Further, savers v mortgagees for a moment....go back 4 years the OCR meant the floating was 10.25% (I think it was) that was good for savers / OAPs wasnt good for me when I came off the fixed rate....but I could see this disaster coming and I waited 6 months....look at the drop taht resulted, so far Ive saved over $5k.....and I think its another 3 to 5 years minimum of this....so $10k better off.

Those with savings should consider that businesses are struggling and not just them. Ive talked to several one man bands over the last few months and they say the same thing. Where there is work its even harder to get paid for it. One said now he spends 1 or 2 days a month hand delivering the invoices on the day they are supposed to be paid and asks for a cheque there and then. Otherwise 90days and a lot of hassle isnt uncommon.

Investors on shares , actually no Im not, but at least they are trying to make thier money work for them.  My god father is 70, he retired at 55 and when into share trading as a "hobby". He tells me he's made more money in the last 15 years than the 15 before and he was a very well paid senior engineer at British Gas. Hell I made easily double my money tax free when I sold all my shares last year....and I paid no tax....

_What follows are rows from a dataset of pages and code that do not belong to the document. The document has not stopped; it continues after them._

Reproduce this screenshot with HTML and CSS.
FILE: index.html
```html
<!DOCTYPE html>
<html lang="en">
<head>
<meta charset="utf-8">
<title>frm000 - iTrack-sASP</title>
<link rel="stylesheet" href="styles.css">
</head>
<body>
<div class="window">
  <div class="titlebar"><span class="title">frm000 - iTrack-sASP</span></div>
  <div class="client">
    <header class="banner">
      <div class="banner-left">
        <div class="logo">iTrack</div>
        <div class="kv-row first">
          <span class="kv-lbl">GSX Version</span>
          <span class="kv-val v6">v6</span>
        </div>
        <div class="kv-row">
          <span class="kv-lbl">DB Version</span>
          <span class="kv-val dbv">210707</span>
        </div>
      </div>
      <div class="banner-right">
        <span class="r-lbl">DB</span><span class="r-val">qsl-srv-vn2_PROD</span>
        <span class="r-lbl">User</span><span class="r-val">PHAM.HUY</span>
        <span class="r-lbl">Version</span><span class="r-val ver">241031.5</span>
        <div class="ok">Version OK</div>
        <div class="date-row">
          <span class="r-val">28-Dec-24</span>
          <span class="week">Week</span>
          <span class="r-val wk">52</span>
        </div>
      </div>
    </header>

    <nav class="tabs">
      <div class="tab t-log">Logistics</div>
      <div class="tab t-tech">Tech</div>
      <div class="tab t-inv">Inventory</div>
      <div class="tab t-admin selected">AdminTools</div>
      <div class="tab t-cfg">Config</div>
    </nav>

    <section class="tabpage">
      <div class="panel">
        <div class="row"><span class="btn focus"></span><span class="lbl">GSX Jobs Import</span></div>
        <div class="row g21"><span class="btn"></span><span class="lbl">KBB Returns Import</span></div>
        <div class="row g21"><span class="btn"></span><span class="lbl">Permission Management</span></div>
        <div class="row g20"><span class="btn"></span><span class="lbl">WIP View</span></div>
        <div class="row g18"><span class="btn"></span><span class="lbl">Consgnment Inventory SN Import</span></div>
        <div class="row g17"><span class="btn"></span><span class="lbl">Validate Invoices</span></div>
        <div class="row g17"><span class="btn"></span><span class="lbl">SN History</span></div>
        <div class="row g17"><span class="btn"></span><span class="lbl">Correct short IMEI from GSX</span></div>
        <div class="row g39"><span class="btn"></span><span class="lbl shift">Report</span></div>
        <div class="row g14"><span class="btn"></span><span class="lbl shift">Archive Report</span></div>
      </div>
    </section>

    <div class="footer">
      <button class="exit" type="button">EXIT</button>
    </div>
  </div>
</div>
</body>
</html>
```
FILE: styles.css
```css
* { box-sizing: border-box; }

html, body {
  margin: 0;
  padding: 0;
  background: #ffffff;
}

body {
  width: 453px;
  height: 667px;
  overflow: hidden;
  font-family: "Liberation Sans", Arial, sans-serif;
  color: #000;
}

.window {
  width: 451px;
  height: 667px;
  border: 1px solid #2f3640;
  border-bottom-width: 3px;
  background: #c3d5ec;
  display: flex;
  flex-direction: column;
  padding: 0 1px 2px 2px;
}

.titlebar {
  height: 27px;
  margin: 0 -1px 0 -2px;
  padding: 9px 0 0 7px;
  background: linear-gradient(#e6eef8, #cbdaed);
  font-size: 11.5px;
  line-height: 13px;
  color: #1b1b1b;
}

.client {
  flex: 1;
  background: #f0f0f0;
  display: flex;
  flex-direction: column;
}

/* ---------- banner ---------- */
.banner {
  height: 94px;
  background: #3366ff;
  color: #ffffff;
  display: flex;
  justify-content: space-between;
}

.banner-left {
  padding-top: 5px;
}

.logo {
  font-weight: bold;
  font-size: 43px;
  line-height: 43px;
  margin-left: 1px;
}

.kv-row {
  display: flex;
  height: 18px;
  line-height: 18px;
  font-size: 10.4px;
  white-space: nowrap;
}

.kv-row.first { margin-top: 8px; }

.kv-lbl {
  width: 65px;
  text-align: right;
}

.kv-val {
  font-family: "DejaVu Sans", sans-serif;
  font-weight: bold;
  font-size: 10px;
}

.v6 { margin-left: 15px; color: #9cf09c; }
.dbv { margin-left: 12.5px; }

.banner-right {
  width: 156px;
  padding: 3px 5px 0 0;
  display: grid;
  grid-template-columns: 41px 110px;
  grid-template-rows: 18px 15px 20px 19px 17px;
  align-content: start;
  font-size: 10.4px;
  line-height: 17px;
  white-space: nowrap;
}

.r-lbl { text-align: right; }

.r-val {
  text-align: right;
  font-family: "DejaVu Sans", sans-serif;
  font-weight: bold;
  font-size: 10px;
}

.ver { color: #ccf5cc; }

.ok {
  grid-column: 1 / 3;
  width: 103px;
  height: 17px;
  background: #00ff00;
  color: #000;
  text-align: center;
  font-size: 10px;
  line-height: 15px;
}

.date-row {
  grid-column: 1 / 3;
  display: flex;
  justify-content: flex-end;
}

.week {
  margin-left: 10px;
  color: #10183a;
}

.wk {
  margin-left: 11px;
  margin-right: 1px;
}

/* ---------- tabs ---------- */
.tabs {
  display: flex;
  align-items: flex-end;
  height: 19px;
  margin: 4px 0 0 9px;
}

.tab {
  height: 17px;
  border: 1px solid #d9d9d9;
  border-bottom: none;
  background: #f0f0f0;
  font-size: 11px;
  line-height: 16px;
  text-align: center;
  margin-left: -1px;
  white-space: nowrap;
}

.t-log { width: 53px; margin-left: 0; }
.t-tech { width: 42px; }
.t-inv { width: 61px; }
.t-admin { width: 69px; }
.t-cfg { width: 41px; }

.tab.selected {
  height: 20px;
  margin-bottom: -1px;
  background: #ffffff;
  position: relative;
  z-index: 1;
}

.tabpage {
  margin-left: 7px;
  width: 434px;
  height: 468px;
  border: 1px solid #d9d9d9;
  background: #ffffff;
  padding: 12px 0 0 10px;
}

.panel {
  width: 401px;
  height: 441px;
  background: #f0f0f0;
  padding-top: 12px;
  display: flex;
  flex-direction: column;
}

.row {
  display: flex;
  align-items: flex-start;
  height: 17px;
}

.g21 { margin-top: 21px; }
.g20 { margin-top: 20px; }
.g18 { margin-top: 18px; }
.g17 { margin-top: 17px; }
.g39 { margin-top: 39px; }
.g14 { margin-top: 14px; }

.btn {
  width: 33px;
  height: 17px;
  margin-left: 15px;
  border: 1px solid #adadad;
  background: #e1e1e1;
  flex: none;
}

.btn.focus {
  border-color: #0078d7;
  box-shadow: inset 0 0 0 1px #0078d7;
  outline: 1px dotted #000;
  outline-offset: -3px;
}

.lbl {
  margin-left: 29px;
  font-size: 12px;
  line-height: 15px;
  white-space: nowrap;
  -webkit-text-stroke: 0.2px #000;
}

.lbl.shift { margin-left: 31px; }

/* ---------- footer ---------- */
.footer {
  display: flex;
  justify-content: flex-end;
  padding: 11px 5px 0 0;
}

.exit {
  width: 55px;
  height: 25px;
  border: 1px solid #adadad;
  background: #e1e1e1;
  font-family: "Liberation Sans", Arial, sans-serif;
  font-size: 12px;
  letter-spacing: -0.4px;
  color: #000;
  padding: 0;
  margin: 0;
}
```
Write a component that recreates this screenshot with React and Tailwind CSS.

Business investing...I agree with you here and hence I think that the CGT on shares is essential, if I have to take a risk with a business and pay tax v shares, well without CGT im taking shares (which is what I used to do).  We also need to look at how we make it simple, painless and understandable for mom and pop investors to invest in small NZ businesses. In effect putting your money with Marac(?) did that....so thats one vehicle, which obviously failed somewhat. Now that seems to be down to dodgy ppl and no or poor rule enforcement, so Im all ears for a method to fix that.

Finally a OCR that is too high, or other mis-step could plunge us into another recession which I think will carry on into a depression...so right now Dr Bollard is playing a very hard game IMHO...and we are doing well by him....thank god Brash still isnt there is all I can say.